Even when drinking from the same bottle, each glass, each sip, is technically different from that last. Again, those differences may seem small, but imagine drinking a tannic red wine and how that tannin coats your palate as you drink. There's a significant difference from glass to glass under those conditions and whether you're eating food, when you last brushed your teeth, or if you've been drinking coffee can further change how you perceive the wine you're drinking.
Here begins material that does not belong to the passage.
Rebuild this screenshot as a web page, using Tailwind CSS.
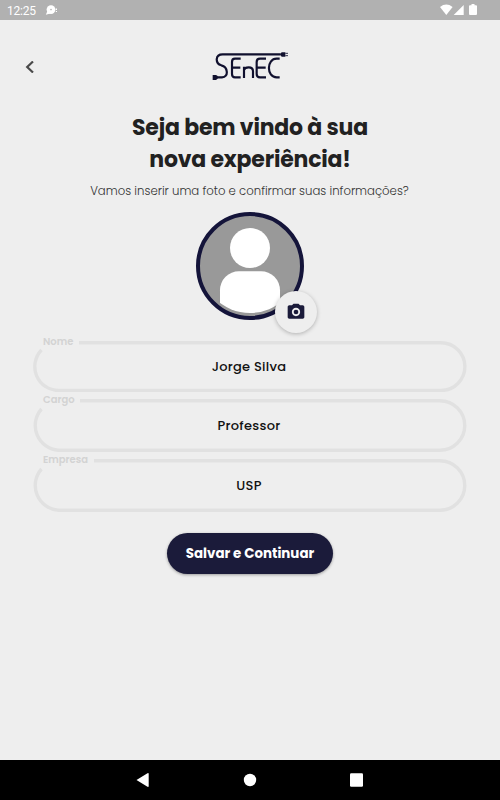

Again, how complicated do you want to make this? Each sip of wine is composed of a different set of atoms jiggling at different rates depending on how much energy they're expending. It may seem ridiculous to talk about, but there's a threshold where you notice that and for each of us it's going to be different based on our individual palate and the circumstances of the situation we're in. If I'm sipping wine as I chat with an attractive date in a crowded restaurant, I'm much less likely to notice these things than if I was sitting on my couch by myself, listening to Buddy Rich and making notes for my blog.
There's a popular piece of pop philosophy from ancient Greece that says, “You cannot step in the same river twice.” The meaning is easy to grasp, the river is always flowing, it doesn't matter if those steps are happening seconds apart or years apart, you're stepping into different river each time. With each new step, you're an older, and wiser, person than the you that made the last step. Well, to paraphrase Heraclitus, you cannot drink the same glass of wine twice.